(STATED GOAL)
Return each line of the listing below, unchanged, and omit the images.

(DATASET EXCERPT)
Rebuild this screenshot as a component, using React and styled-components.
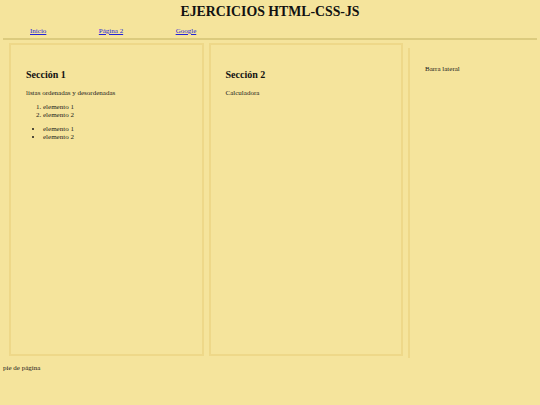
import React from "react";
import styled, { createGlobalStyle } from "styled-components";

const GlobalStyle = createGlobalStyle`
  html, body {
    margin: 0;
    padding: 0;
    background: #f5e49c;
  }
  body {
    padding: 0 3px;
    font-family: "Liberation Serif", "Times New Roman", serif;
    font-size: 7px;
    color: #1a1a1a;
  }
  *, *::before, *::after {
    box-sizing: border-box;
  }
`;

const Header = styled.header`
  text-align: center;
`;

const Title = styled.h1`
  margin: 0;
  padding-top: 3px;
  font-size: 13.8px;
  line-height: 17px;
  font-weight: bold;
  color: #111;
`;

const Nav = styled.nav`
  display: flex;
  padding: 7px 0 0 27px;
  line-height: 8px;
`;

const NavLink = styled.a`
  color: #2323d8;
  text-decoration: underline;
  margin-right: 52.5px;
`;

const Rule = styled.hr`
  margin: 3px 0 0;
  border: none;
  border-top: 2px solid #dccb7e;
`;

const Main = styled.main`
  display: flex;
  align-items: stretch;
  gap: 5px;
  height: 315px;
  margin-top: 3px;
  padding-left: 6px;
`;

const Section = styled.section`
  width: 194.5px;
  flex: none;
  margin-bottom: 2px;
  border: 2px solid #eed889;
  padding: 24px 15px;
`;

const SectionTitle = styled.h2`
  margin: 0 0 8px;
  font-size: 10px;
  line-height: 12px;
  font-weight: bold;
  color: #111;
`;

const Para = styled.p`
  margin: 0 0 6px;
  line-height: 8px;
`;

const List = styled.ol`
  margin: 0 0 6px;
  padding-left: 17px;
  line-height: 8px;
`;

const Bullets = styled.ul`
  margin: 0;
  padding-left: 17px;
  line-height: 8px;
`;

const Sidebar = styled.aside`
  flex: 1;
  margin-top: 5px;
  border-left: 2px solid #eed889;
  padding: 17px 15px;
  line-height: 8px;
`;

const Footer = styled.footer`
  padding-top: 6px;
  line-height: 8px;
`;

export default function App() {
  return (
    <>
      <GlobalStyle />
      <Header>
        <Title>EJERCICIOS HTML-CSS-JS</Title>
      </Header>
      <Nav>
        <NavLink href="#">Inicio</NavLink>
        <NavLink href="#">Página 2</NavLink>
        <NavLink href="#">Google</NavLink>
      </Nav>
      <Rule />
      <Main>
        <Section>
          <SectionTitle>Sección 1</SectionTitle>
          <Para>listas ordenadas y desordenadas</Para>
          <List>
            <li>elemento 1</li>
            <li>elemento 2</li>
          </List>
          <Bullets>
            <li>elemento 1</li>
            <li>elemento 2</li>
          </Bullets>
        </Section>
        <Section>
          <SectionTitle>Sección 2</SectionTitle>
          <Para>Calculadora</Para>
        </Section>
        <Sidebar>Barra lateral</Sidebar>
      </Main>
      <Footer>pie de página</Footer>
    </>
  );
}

(EXERCISE RESULT)
Rebuild this screenshot as a component, using React and styled-components.
import React from "react";
import styled, { createGlobalStyle } from "styled-components";

const GlobalStyle = createGlobalStyle`
  html, body {
    margin: 0;
    padding: 0;
    background: #f5e49c;
  }
  body {
    padding: 0 3px;
    font-family: "Liberation Serif", "Times New Roman", serif;
    font-size: 7px;
    color: #1a1a1a;
  }
  *, *::before, *::after {
    box-sizing: border-box;
  }
`;

const Header = styled.header`
  text-align: center;
`;

const Title = styled.h1`
  margin: 0;
  padding-top: 3px;
  font-size: 13.8px;
  line-height: 17px;
  font-weight: bold;
  color: #111;
`;

const Nav = styled.nav`
  display: flex;
  padding: 7px 0 0 27px;
  line-height: 8px;
`;

const NavLink = styled.a`
  color: #2323d8;
  text-decoration: underline;
  margin-right: 52.5px;
`;

const Rule = styled.hr`
  margin: 3px 0 0;
  border: none;
  border-top: 2px solid #dccb7e;
`;

const Main = styled.main`
  display: flex;
  align-items: stretch;
  gap: 5px;
  height: 315px;
  margin-top: 3px;
  padding-left: 6px;
`;

const Section = styled.section`
  width: 194.5px;
  flex: none;
  margin-bottom: 2px;
  border: 2px solid #eed889;
  padding: 24px 15px;
`;

const SectionTitle = styled.h2`
  margin: 0 0 8px;
  font-size: 10px;
  line-height: 12px;
  font-weight: bold;
  color: #111;
`;

const Para = styled.p`
  margin: 0 0 6px;
  line-height: 8px;
`;

const List = styled.ol`
  margin: 0 0 6px;
  padding-left: 17px;
  line-height: 8px;
`;

const Bullets = styled.ul`
  margin: 0;
  padding-left: 17px;
  line-height: 8px;
`;

const Sidebar = styled.aside`
  flex: 1;
  margin-top: 5px;
  border-left: 2px solid #eed889;
  padding: 17px 15px;
  line-height: 8px;
`;

const Footer = styled.footer`
  padding-top: 6px;
  line-height: 8px;
`;

export default function App() {
  return (
    <>
      <GlobalStyle />
      <Header>
        <Title>EJERCICIOS HTML-CSS-JS</Title>
      </Header>
      <Nav>
        <NavLink href="#">Inicio</NavLink>
        <NavLink href="#">Página 2</NavLink>
        <NavLink href="#">Google</NavLink>
      </Nav>
      <Rule />
      <Main>
        <Section>
          <SectionTitle>Sección 1</SectionTitle>
          <Para>listas ordenadas y desordenadas</Para>
          <List>
            <li>elemento 1</li>
            <li>elemento 2</li>
          </List>
          <Bullets>
            <li>elemento 1</li>
            <li>elemento 2</li>
          </Bullets>
        </Section>
        <Section>
          <SectionTitle>Sección 2</SectionTitle>
          <Para>Calculadora</Para>
        </Section>
        <Sidebar>Barra lateral</Sidebar>
      </Main>
      <Footer>pie de página</Footer>
    </>
  );
}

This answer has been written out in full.